Peace’s work, later turned into a film starring Michael Sheen, has led to a revival of the rivalry that peaked 40 seasons ago when Clough’s Derby pipped Leeds to the League title – a point that will be underlined on Monday when the two sets of fans will, once again, chant the name of their own former manager.

One man who knows all about the rivalry that first emerged in the late Sixties is Colin Todd, one of only a handful of players to play under both Clough and Revie.

“They were both very different,” recalls the former Bradford City manager, who was with Clough at Derby before then being part of Revie’s England side.

“At Derby, Brian Clough simply wasn’t interested in the opposition. He just sent us out to play, believing we were good enough to let the opposition worry about us rather than the other way round.

“Don was the total opposite in that he was very thorough. He wanted to cover every base and nothing was left to chance. In that respect, Don was quite ahead of his time as managers nowadays have Prozone and all sorts of things in an attempt to find a weakness in the opposition.

“It was a big change of direction from what England squads had been used to and that meant things went against him a bit. But that doesn’t mean he was wrong.”

The polar opposite characters that could be found in the Leeds and Derby dugouts between 1967 and 1973 have, of course, been well chronicled in recent years, either in print or on the big screen.

In the Michael Sheen film, it is suggested Clough’s loathing of a man he once respected came about via a perceived hand-shaking snub incident after an FA Cup game.

Whether this is true, no-one knows – though it is debatable due to the same scene including footage of the Leeds players getting off the team bus and walking the last few hundred yards to the Baseball Ground, something that Jack Charlton once told the late Earl of Harewood never happened “because if we had and then won, Don’s superstitious streak would have meant we had to do it before every match”.

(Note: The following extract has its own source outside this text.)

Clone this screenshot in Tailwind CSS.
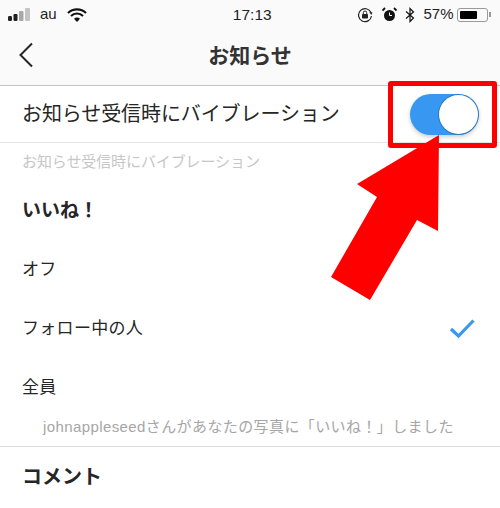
<!DOCTYPE html>
<html lang="ja">
<head>
  <meta charset="UTF-8" />
  <title>お知らせ</title>
  <script src="https://cdn.jsdelivr.net/npm/@tailwindcss/browser@4"></script>
</head>
<body class="bg-white">
  <div class="relative w-[500px] h-[508px] overflow-hidden bg-white text-[#262626] font-['Liberation_Sans','Noto_Sans_CJK_JP',sans-serif]">
    <!-- status bar + nav -->
    <header class="h-[86px] bg-[#fafafa] border-b border-[#c4c4c4]">
      <div class="h-[28px] pt-[1px] flex items-center justify-between px-2 text-[15px] text-[#222]">
        <div class="flex items-center w-[151px]">
          <svg width="23" height="14" viewBox="0 0 23 14" class="mr-[9px]">
            <rect x="0" y="8" width="4" height="5" rx="1.2" fill="#222"/>
            <rect x="5.5" y="6" width="4" height="7" rx="1.2" fill="#222"/>
            <rect x="11" y="3" width="4.5" height="10" rx="1" fill="#a8a8a8"/>
            <rect x="17" y="0" width="5" height="13" rx="1" fill="#c4c4c4"/>
          </svg>
          <span>au</span>
          <svg width="20" height="14" viewBox="0 0 20 14" class="ml-[10px]">
            <path d="M1 5 A13 13 0 0 1 19 5" fill="none" stroke="#111" stroke-width="2.2"/>
            <path d="M4 8 A8.5 8.5 0 0 1 16 8" fill="none" stroke="#111" stroke-width="2.2"/>
            <path d="M7 10.8 A4 4 0 0 1 13 10.8 L10 14 Z" fill="#111"/>
          </svg>
        </div>
        <span class="font-medium text-[15.5px] -ml-[12px]">17:13</span>
        <div class="flex items-center">
          <svg width="16" height="16" viewBox="0 0 16 16" class="mr-[9px]">
            <path d="M14 5.5 A6.5 6.5 0 1 0 14.5 9" fill="none" stroke="#222" stroke-width="1.2"/>
            <path d="M12.3 5.2 L15.5 5.2 L14.4 8 Z" fill="#222"/>
            <rect x="5" y="7" width="6" height="4.5" rx="0.8" fill="#222"/>
            <path d="M6.3 7 V5.7 A1.7 1.7 0 0 1 9.7 5.7 V7" fill="none" stroke="#222" stroke-width="1"/>
          </svg>
          <svg width="15" height="15" viewBox="0 0 15 15" class="mr-[8px]">
            <circle cx="7.5" cy="8.5" r="5.5" fill="#111"/>
            <path d="M7.5 5.5 V8.5 H10" fill="none" stroke="#fafafa" stroke-width="1"/>
            <path d="M0.5 3.5 L3 1 M14.5 3.5 L12 1" stroke="#111" stroke-width="1.8"/>
          </svg>
          <svg width="10" height="16" viewBox="0 0 10 16" class="mr-[8px]">
            <path d="M1 4.5 L8.5 11 L5 14.5 V1.5 L8.5 5 L1 11.5" fill="none" stroke="#111" stroke-width="1.2"/>
          </svg>
          <span class="mr-[4px]">57%</span>
          <div class="w-[31px] h-[14px] rounded-[3px] border border-[#999] p-[2px]">
            <div class="w-[17px] h-full bg-black rounded-[1px]"></div>
          </div>
          <div class="w-[1.5px] h-[5px] bg-[#999] ml-[1px] mr-[1px]"></div>
        </div>
      </div>
      <div class="relative h-[57px] flex items-center justify-center">
        <svg width="16" height="26" viewBox="0 0 16 26" class="absolute left-[18px] top-[14px]">
          <path d="M14 1.5 L2.5 13 L14 24.5" fill="none" stroke="#262626" stroke-width="2"/>
        </svg>
        <h1 class="text-[21px] font-bold text-[#333] -mt-[2px]">お知らせ</h1>
      </div>
    </header>

    <!-- vibration toggle -->
    <div class="h-[57px] flex items-center justify-between pl-[22px] pr-[21px] border-b border-[#e4e4e4]">
      <span class="text-[20px] tracking-[-0.1px]">お知らせ受信時にバイブレーション</span>
      <div class="relative w-[69px] h-[41px] rounded-full bg-[#3897f0] shadow-[0_2px_4px_rgba(0,0,0,0.2)] mt-[1px]">
        <div class="absolute right-[1px] top-[1px] w-[39px] h-[39px] rounded-full bg-white shadow-[0_0_0_1px_rgba(30,90,150,0.5)]"></div>
      </div>
    </div>
    <p class="pl-[22px] pt-[9px] text-[15px] leading-[20px] tracking-[-0.1px] text-[#c7c7c7]">お知らせ受信時にバイブレーション</p>

    <!-- likes options -->
    <section class="mt-[26px]">
      <h2 class="pl-[22px] text-[19px] leading-[26px] font-bold">いいね！</h2>
      <ul class="mt-[16px] text-[17px] tracking-[0.3px]">
        <li class="h-[59px] pl-[22px] flex items-center">オフ</li>
        <li class="h-[59px] pl-[22px] pr-[25px] flex items-center justify-between">
          <span>フォロー中の人</span>
          <svg width="26" height="21" viewBox="0 0 26 21">
            <path d="M2 11 L9.5 18 L24.5 2.5" fill="none" stroke="#3897f0" stroke-width="3.2"/>
          </svg>
        </li>
        <li class="h-[59px] pl-[22px] flex items-center">全員</li>
      </ul>
      <p class="pl-[43px] text-[15px] leading-[20px] tracking-[0.4px] text-[#a6a6a6]">johnappleseedさんがあなたの写真に「いいね！」しました</p>
    </section>

    <!-- comment section -->
    <section class="mt-[9px] border-t border-[#dcdcdc] pt-[17px]">
      <h2 class="pl-[22px] text-[20px] leading-[26px] font-bold">コメント</h2>
    </section>

    <!-- red annotation over the screenshot -->
    <div class="absolute left-[388px] top-[81px] w-[109px] h-[67px] border-[5px] border-[#ff0000] rounded-[3px]"></div>
    <svg class="absolute left-0 top-0" width="500" height="508" viewBox="0 0 500 508">
      <polygon points="439,135 357,184 377,197 331,277 370,300 417,220 438,231" fill="#ff0000"/>
    </svg>
  </div>
</body>
</html>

Todd, too, is at a loss to identify just when the rivalry first sprung up. “It was there when I arrived at Derby,” says Todd, who moved to the Basbeball Ground in 1971 after five years with Sunderland.

“There was a real edge to our games and things could get quite hostile. It was possibly generated by a combination of the two teams being rivals for the title and the two managers not getting along, though in Cloughie’s case his feelings towards Revie were not something he necessarily spoke about in the dressing room.

“It was more a case of reading what the two of them were saying in the newspapers. It was clear the two didn’t get on but before games Cloughie was more concerned with talking about a couple of Leeds players and what they might try.”

Regardless of the origins of the rivalry, what is surely not in doubt is how the loathing that subsequently peaked when Clough succeeded Revie at Elland Road means even today that fixtures between Derby and Leeds have a certain extra resonance.

Todd said: “I always loved the games against Leeds. Let’s just say Leeds could look after themselves. But they also had great players who could play.

“The great thing about Derby v Leeds was that they were really good football games. You knew something was going to happen, it was almost like an air of expectation surrounded the fixtures.

“We went to Leeds once and got thrashed 5-0. Johnny Giles got a couple and Billy Bremner also scored. We got a real run around that day. But we also did well against Leeds at the Baseball Ground.”

After playing for Clough at Derby, Todd got the chance to play for Revie when the Leeds manager stepped up to take charge of England.

He recalls: “I didn’t really know what to expect when Don became England manager but I really enjoyed playing for him.

“I know things didn’t work out with England but there is no doubt he was the best man for the job and deserved the chance.

“I always got on well with him and I still have a lot of respect today for the job he did at Leeds.

“I better be careful what I say here but Don tried to sign me once. Let’s just say I found out Leeds were interested in me but Sunderland, my club at the time, instead sold me to Derby. Cloughie had nipped in first and I remember him being really pleased about pipping Don to my signature. It was very flattering.”

Derby were one of only two sides to do the double over Leeds on their return to the Championship last season, winning 2-1 at Elland Road on the opening day and then by the same scoreline in April at Pride Park.

On the Boxing Day contest, Todd said: “Me and my son are going to the game at Pride Park and I am really looking forward to it.

“They are two contrasting teams, with Leeds having the more experienced players whereas Derby are going with players from lower levels.

“My old club are finding it a bit tough. Leeds’s away form is probably keeping them going and it could be a tight game.

“Whatever happens, I am sure both sets of fans will enjoy the rivalry that probably dates back to the time of Clough and Revie. It gives the game an edge.”